The smallest spacecraft to ever be sent to the stars has completed its journey out of Earth's orbit.
The tiny bit of kit is about the size of a train ticket but is packed with technology such as solar panels and different sensors.
A bundle of the super small spacecrafts were sent up as a test and if they work, more will certainly follow.
As they are super small, they are cheap and easy to send to space.
When they get there, lasers on earth will be fired at the chips, making them to go to super high speeds to travel to distant stars.
The $25 (£19) spacecraft - by the way it's the cheapest spacecraft ever - work as a swarm and the idea is that the more that go up together, the better the results!
But if that's the smallest thing, what are the biggest things ever sent to space?

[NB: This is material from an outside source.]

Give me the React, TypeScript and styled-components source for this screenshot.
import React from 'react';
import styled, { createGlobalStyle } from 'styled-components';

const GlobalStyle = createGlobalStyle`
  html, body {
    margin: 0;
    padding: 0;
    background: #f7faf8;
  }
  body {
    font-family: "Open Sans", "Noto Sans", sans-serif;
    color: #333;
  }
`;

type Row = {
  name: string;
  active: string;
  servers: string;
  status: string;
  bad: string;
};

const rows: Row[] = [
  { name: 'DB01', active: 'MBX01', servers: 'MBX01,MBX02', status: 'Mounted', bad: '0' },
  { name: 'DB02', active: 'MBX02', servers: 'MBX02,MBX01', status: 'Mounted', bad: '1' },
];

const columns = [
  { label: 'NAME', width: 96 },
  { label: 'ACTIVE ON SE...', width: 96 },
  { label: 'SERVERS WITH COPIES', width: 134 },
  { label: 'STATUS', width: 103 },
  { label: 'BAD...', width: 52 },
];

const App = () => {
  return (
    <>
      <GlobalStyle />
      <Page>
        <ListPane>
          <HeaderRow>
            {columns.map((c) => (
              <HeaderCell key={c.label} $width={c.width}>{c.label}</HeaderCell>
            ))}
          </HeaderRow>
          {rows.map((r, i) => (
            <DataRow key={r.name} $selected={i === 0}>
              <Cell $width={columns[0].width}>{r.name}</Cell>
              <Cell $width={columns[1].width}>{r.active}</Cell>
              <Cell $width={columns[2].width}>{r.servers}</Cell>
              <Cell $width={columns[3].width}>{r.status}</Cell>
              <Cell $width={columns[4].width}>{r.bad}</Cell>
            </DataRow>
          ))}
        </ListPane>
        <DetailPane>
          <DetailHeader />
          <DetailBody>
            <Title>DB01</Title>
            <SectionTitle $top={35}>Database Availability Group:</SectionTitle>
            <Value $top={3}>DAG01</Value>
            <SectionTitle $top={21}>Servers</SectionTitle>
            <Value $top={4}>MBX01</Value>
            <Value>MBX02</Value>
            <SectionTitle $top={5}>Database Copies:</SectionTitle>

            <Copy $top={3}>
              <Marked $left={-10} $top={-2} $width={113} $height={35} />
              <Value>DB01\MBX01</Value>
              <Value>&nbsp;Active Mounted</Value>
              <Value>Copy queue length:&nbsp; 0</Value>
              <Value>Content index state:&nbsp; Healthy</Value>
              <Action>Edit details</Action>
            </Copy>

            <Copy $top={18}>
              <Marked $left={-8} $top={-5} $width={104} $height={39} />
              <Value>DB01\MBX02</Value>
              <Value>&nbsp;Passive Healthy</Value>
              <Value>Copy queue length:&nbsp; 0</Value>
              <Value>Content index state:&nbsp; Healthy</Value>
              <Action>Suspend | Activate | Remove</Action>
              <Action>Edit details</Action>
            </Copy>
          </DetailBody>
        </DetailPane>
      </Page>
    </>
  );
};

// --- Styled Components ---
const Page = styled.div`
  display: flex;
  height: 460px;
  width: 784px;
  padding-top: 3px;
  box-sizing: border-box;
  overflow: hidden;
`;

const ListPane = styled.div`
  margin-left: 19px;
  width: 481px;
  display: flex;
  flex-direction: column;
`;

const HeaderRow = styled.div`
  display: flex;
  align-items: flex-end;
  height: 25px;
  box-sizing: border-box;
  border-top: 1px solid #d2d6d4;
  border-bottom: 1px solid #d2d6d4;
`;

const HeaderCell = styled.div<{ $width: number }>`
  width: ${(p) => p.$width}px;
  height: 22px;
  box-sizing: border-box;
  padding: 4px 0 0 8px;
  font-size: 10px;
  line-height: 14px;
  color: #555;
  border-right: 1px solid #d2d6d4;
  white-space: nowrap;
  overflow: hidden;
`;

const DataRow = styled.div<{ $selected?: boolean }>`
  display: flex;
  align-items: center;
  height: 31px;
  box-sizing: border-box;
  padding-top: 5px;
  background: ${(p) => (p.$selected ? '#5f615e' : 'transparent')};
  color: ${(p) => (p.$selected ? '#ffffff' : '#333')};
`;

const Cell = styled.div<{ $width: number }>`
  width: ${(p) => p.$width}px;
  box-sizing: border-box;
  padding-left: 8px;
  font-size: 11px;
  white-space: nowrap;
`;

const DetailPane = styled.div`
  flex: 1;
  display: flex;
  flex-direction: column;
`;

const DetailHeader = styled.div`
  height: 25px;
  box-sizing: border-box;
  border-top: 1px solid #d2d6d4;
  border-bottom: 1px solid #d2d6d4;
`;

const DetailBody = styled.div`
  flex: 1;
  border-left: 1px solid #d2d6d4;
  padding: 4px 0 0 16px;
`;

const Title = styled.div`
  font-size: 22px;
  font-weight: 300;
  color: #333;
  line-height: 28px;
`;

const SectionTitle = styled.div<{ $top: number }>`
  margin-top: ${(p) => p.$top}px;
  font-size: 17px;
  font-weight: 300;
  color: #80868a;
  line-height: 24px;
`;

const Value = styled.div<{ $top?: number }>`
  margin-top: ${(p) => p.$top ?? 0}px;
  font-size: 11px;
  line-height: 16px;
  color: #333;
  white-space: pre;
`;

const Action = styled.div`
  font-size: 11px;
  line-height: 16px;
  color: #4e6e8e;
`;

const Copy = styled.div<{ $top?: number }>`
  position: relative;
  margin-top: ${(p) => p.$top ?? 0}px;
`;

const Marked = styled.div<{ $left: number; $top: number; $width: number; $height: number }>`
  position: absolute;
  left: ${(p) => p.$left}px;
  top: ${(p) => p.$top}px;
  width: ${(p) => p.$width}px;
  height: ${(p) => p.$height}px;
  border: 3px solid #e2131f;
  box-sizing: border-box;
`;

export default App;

The International Space Station
The International Space Station is the biggest object in orbit over our Blue Planet. It weighs about 450 tonnes which is about the same as a fully loaded 747 airplane you would go on holiday on.
It wasn't sent up in one piece obviously but in several sections which were then connected in orbit, like a massive model kit!
The ISS can hold 10 astronauts and was finished in 2011.
The Saturn v Rocket
The Saturn V rocket is truly massive, in both size and weight!
This monster weighs about 2,722 tonnes fully loaded and has helped NASA launch lots of people and equipment into the great void of space.
Last used in 1973, the Saturn V is still the tallest, heaviest and most powerful rocket to ever blast off into orbit and even further when it was used to help send NASA astronauts to the moon.
This is the Russian space station, Mir and it's the lightest on our list, weighing in at around 140 tonnes, which is about the same as 11 double decker buses.
It was built by the former Soviet Union which is a group of countries that were all governed by the Russian communist government.
It was the first space station to use a modular system, with different modules connecting together in space to form a structure, just like the ISS.
Mir was smaller than the ISS but at the time it was the biggest thing orbiting our earth, beating the American Skylab in size and weight.